Although the collection does an excellent job of marshalling theory and data to present a very respectable defense of the gold standard, some readers may find it a bit too antiseptic and under-stated. For example, consider the following quote (again taken from Hogan’s essay):
The monetary system directly determines the price level and, hence, its rate of change (i.e. inflation) over the long run. It also determines the extent to which the price level is predictable. How the price level evolves over time is not a first-order concern. We are ultimately concerned with the real standard of living that individuals enjoy, not the level of prices. However, there are reasons to believe that a well-functioning monetary system makes us more productive, resulting in a higher standard of living; and that one can assess how well a monetary system functions by considering how the price level evolves over time. (p. 101)

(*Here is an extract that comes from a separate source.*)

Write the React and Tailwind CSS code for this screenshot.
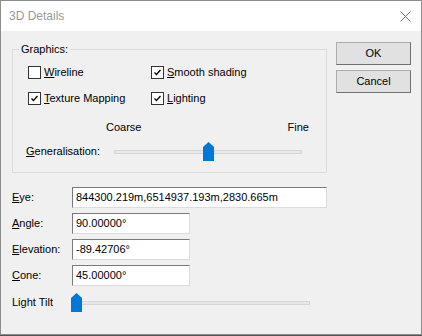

These remarks are perfectly innocuous as far as they go, but one could read the entire collection and not fully grasp the basic point that a government-managed fiat standard represents a systematic transfer of purchasing power from the general public into the hands of the State and its immediate beneficiaries. If the community discovers that one of its members is printing authentic-looking $100 bills from the laser printer in his basement, they do not need to run regressions on price data to determine if he has done something anti-social.
Besides dealing with the familiar historical controversies regarding the gold standard, this collection is fresh because of Nicolas Cachanosky’s contribution on currency boards and Luther’s essay on cryptocurrency (one of his research specialties). All in all, The Gold Standard is a worthwhile volume for both the lay reader and professional interested in the monetary institution that has gotten such an unfair verdict in recent decades.